Select every line containing the word "components" from the material, and copy those lines.

☆ ☆ ☆ ☆

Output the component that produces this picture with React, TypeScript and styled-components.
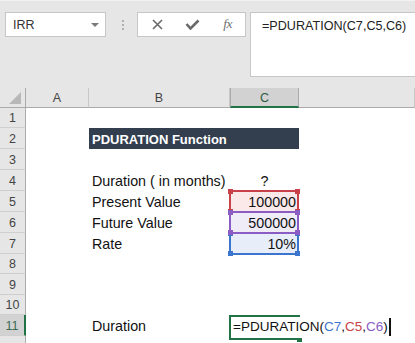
import styled, { createGlobalStyle, css } from "styled-components";

const GlobalStyle = createGlobalStyle`
  html, body {
    margin: 0;
    padding: 0;
    background: #ffffff;
  }
  body {
    font-family: "Liberation Sans", Arial, sans-serif;
  }
  * {
    box-sizing: border-box;
  }
`;

const Window = styled.div`
  width: 415px;
  height: 343px;
  overflow: hidden;
  background: #ffffff;
`;

/* ---------- formula bar ---------- */

const Toolbar = styled.div`
  height: 88px;
  background: #e6e6e6;
  border-top: 1px solid #f2f2f2;
  display: flex;
  align-items: flex-start;
  padding: 11px 0 0 5px;
`;

const NameBox = styled.div`
  width: 101px;
  height: 25px;
  background: #ffffff;
  border: 1px solid #c6c6c6;
  display: flex;
  align-items: center;
  justify-content: space-between;
  padding: 0 6px 0 7px;
  font-size: 12.5px;
  color: #333333;
`;

const Caret = styled.span`
  width: 0;
  height: 0;
  border-left: 4px solid transparent;
  border-right: 4px solid transparent;
  border-top: 4px solid #7a7a7a;
  margin-top: 1px;
`;

const Grip = styled.div`
  margin: 8px 13px 0 16px;
  display: flex;
  flex-direction: column;
  gap: 2px;

  span {
    width: 2px;
    height: 2px;
    background: #b0b0b0;
  }
`;

const FxBox = styled.div`
  width: 109px;
  height: 25px;
  background: #ffffff;
  border: 1px solid #c6c6c6;
  display: grid;
  grid-template-columns: repeat(3, 1fr);
  padding-left: 2px;
`;

const FxSlot = styled.div`
  display: flex;
  align-items: center;
  justify-content: center;
  color: #707070;
`;

const FxLabel = styled.span`
  font-family: "Liberation Serif", "Times New Roman", serif;
  font-style: italic;
  font-size: 13.5px;
  letter-spacing: -0.5px;
  margin-top: -1px;
`;

const FormulaBox = styled.div`
  flex: 1;
  height: 65px;
  margin-left: 4px;
  background: #ffffff;
  border: 1px solid #c6c6c6;
  border-right: none;
  padding: 6px 0 0 11px;
  font-size: 12.6px;
  color: #222222;
  white-space: nowrap;
`;

/* ---------- sheet ---------- */

const Sheet = styled.div`
  display: flex;
  flex-direction: column;
`;

const Row = styled.div<{ $h: number }>`
  display: grid;
  grid-template-columns: 26px 63px 141px 69px 1fr;
  height: ${({ $h }) => $h}px;
`;

const CornerCell = styled.div`
  background: #e6e6e6;
  border-right: 1px solid #ababab;
  border-bottom: 1px solid #ababab;
  display: flex;
  align-items: flex-end;
  justify-content: flex-end;
  padding: 0 4px 3px 0;
`;

const ColHead = styled.div<{ $active?: boolean }>`
  background: #e6e6e6;
  border-right: 1px solid #c8c8c8;
  border-bottom: 1px solid #ababab;
  display: flex;
  align-items: center;
  justify-content: center;
  font-size: 12.5px;
  color: #444444;
  padding-top: 1px;

  ${({ $active }) =>
    $active &&
    css`
      background: #d2d2d2;
      border-right-color: #ababab;
      border-left: 1px solid #ababab;
      border-bottom: 2px solid #217346;
      color: #2f5a40;
    `}
`;

const RowHead = styled.div<{ $active?: boolean }>`
  background: #e6e6e6;
  border-right: 1px solid #ababab;
  border-bottom: 1px solid #cfcfcf;
  display: flex;
  align-items: center;
  justify-content: center;
  font-size: 12.5px;
  color: #444444;
  padding-top: 1px;

  ${({ $active }) =>
    $active &&
    css`
      background: #d2d2d2;
      border-right: 2px solid #217346;
      color: #3d6b4f;
    `}
`;

const Cell = styled.div<{ $align?: "left" | "right" | "center"; $tint?: string }>`
  position: relative;
  display: flex;
  align-items: flex-end;
  justify-content: ${({ $align }) =>
    $align === "right" ? "flex-end" : $align === "center" ? "center" : "flex-start"};
  padding: 0 3px 1px 3px;
  font-size: 14.3px;
  line-height: 17px;
  color: #111111;
  white-space: nowrap;
  background: ${({ $tint }) => $tint || "transparent"};
`;

const Banner = styled.div`
  grid-column: 3 / 5;
  background: #333f4f;
  color: #ffffff;
  font-weight: bold;
  font-size: 13px;
  display: flex;
  align-items: center;
  padding: 1px 0 0 3px;
`;

const RefBox = styled.div<{ $color: string; $z: number }>`
  position: absolute;
  top: -1px;
  left: -1px;
  right: 0;
  bottom: -1px;
  border: 2px solid ${({ $color }) => $color};
  z-index: ${({ $z }) => $z};

  span {
    position: absolute;
    width: 5px;
    height: 5px;
    background: ${({ $color }) => $color};
  }
  span:nth-child(1) { top: -3px; left: -3px; }
  span:nth-child(2) { top: -3px; right: -3px; }
  span:nth-child(3) { bottom: -3px; left: -3px; }
  span:nth-child(4) { bottom: -3px; right: -3px; }
`;

const EditBox = styled.div`
  position: absolute;
  top: 0;
  left: -1px;
  width: 71px;
  height: 25px;
  border: 2px solid #217346;
  border-right: none;
  z-index: 3;

  &::after {
    content: "";
    position: absolute;
    right: -2px;
    bottom: -4px;
    width: 5px;
    height: 4px;
    background: #217346;
  }
`;

const EditText = styled.span`
  position: relative;
  z-index: 4;
  font-size: 13.5px;
  display: flex;
  align-items: flex-end;
`;

const Ref = styled.span<{ $color: string }>`
  color: ${({ $color }) => $color};
`;

const TextCursor = styled.span`
  display: inline-block;
  width: 2px;
  height: 18px;
  background: #111111;
  margin-left: 1px;
  margin-bottom: -1px;
`;

const RED = "#c8414a";
const PURPLE = "#8b5dc4";
const BLUE = "#3b75cd";

const rowHeights = [20, 21, 21, 21, 21, 21, 21, 20, 21, 20, 21, 21];

const Corners = () => (
  <>
    <span />
    <span />
    <span />
    <span />
  </>
);

const App = () => {
  const renderRow = (n: number) => {
    const h = rowHeights[n - 1];
    // row 12 only peeks in at the bottom edge, its number is below the fold
    const head = <RowHead $active={n === 11}>{n < 12 ? n : null}</RowHead>;

    if (n === 2) {
      return (
        <Row $h={h} key={n}>
          {head}
          <Cell />
          <Banner>PDURATION Function</Banner>
          <Cell />
        </Row>
      );
    }

    let label = "";
    let value: React.ReactNode = null;
    let tint: string | undefined;
    let box: React.ReactNode = null;
    let align: "left" | "right" | "center" = "right";

    if (n === 4) {
      label = "Duration ( in months)";
      value = "?";
      align = "center";
    } else if (n === 5) {
      label = "Present Value";
      value = "100000";
      tint = "#fbe8e8";
      box = (
        <RefBox $color={RED} $z={1}>
          <Corners />
        </RefBox>
      );
    } else if (n === 6) {
      label = "Future Value";
      value = "500000";
      tint = "#f0ecf7";
      box = (
        <RefBox $color={PURPLE} $z={3}>
          <Corners />
        </RefBox>
      );
    } else if (n === 7) {
      label = "Rate";
      value = "10%";
      tint = "#e7eef9";
      box = (
        <RefBox $color={BLUE} $z={2}>
          <Corners />
        </RefBox>
      );
    } else if (n === 11) {
      label = "Duration";
      align = "left";
      box = <EditBox />;
      value = (
        <EditText>
          =PDURATION(<Ref $color={BLUE}>C7</Ref>,<Ref $color={RED}>C5</Ref>,
          <Ref $color={PURPLE}>C6</Ref>)
          <TextCursor />
        </EditText>
      );
    }

    return (
      <Row $h={h} key={n}>
        {head}
        <Cell />
        <Cell>{label}</Cell>
        <Cell $align={align} $tint={tint}>
          {box}
          {value}
        </Cell>
        <Cell />
      </Row>
    );
  };

  return (
    <Window>
      <GlobalStyle />
      <Toolbar>
        <NameBox>
          IRR
          <Caret />
        </NameBox>
        <Grip>
          <span />
          <span />
          <span />
        </Grip>
        <FxBox>
          <FxSlot>
            <svg width="11" height="11" viewBox="0 0 11 11">
              <path d="M1 1 L10 10 M10 1 L1 10" stroke="#6a6a6a" strokeWidth="1.6" fill="none" />
            </svg>
          </FxSlot>
          <FxSlot>
            <svg width="15" height="11" viewBox="0 0 15 11">
              <path d="M1.5 5 L5.5 9.5 L13.5 1.5" stroke="#6a6a6a" strokeWidth="2.6" fill="none" />
            </svg>
          </FxSlot>
          <FxSlot>
            <FxLabel>fx</FxLabel>
          </FxSlot>
        </FxBox>
        <FormulaBox>=PDURATION(C7,C5,C6)</FormulaBox>
      </Toolbar>

      <Sheet>
        <Row $h={20}>
          <CornerCell>
            <svg width="12" height="12" viewBox="0 0 12 12">
              <polygon points="12,0 12,12 0,12" fill="#b8b8b8" />
            </svg>
          </CornerCell>
          <ColHead>A</ColHead>
          <ColHead>B</ColHead>
          <ColHead $active>C</ColHead>
          <ColHead />
        </Row>
        {Array.from({ length: 12 }, (_, i) => renderRow(i + 1))}
      </Sheet>
    </Window>
  );
};

export default App;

☆ ☆ ☆ ☆

## EXERCISE OUTPUT
Output the component that produces this picture with React, TypeScript and styled-components.
import styled, { createGlobalStyle, css } from "styled-components";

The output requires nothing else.